Erin Shirreff’s work in sculpture, photography, and video investigates the distorting effects of memory and perspective on the experience of viewing art. Shirreff mines the distance between the general and the specific, employing a pared-down vocabulary of modernist forms to inhabit the space between an art object and our recollection of it. Her works explore the problematic nature of the photographic index as well as the medium’s relationship to the mechanisms of vision and perception. Her investigation often assumes the form of manipulated photographs of objects that are created explicitly to be photographed and then destroyed. By bending, folding, or bifurcating the printed photograph, Shirreff creates new forms, challenging the perception of photography as static and objective.

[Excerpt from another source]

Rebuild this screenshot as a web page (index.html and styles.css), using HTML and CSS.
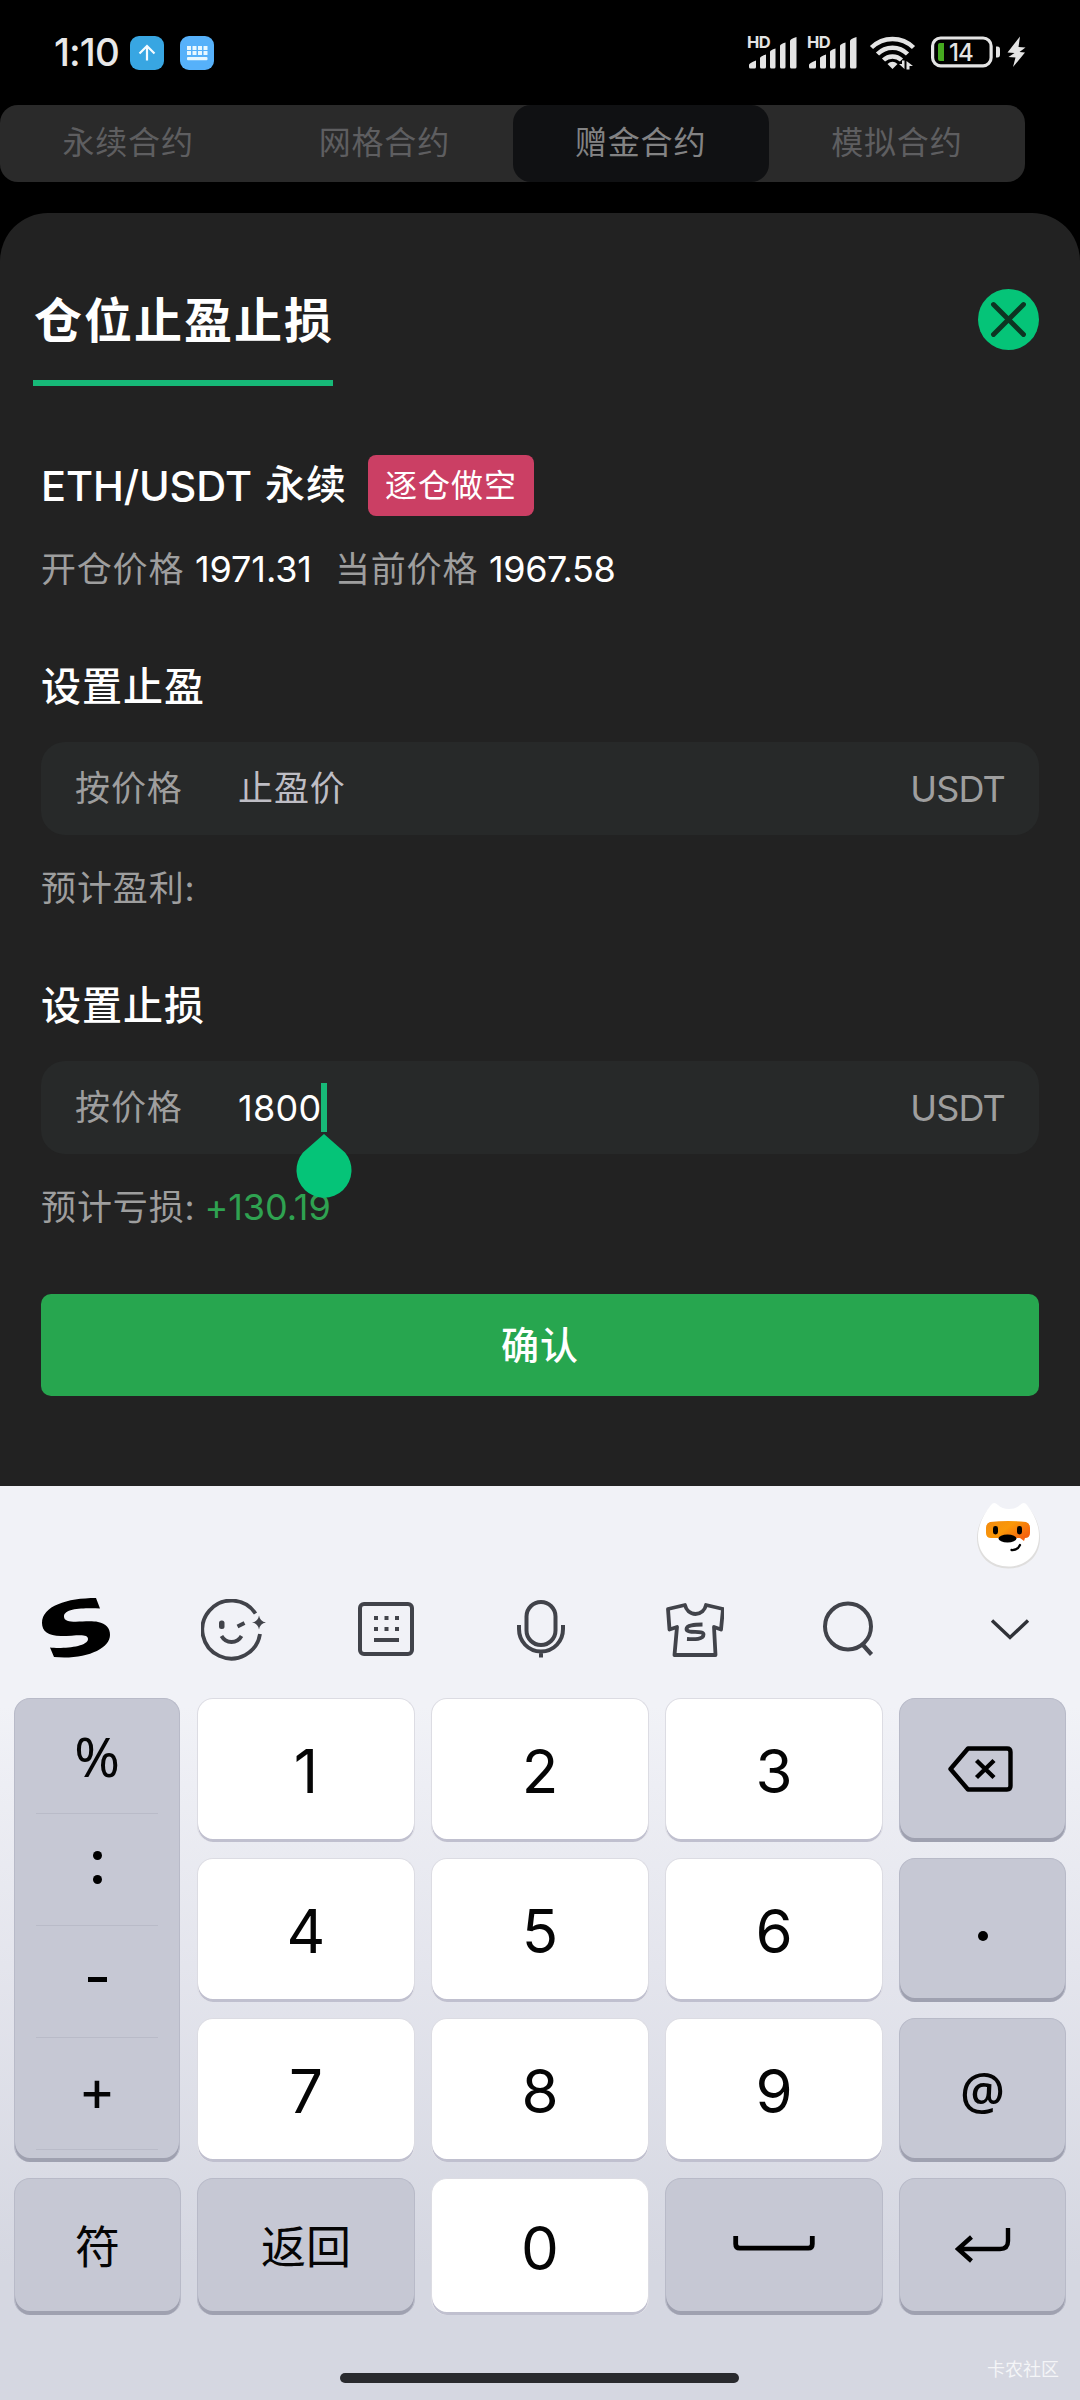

Catalogue, 39 Parts (Value Lessons) exemplifies Shirreff’s ability to employ the essence of modernist sculpture to new effect. Comprised of an arrangement of smooth, gray geometric Hydro-Stone elements arranged atop a series of level surfaces, the sculpture alternately resembles a table, workbench, and desk. The “legs” of the horizontal planes are simplified geometric forms also culled from the visual lexicon of twentieth-century sculpture. The title references the ubiquitous nature of the forms in relation to the history of art: the objects strewn on multiple surfaces—arcs, cylinders, and cones—represent what Shirreff considers the building blocks or “blanks” of modernist sculpture. By bringing these modules together, Shirreff highlights their universality and interchangeability. Here Shirreff seeks not only to blur the line between our memory and the actuality of experience, but also to blur the divide between the functional and the aesthetic.
Catalogue, 39 parts (Value Lessons) is a singular addition to the ICA/Boston’s permanent collection, augmenting the museum’s holdings in twenty-first-century sculpture by female artists and accompanying other significant sculptural works of abstract sculpture by Taylor Davis, Tara Donovan, and Josiah McElheny.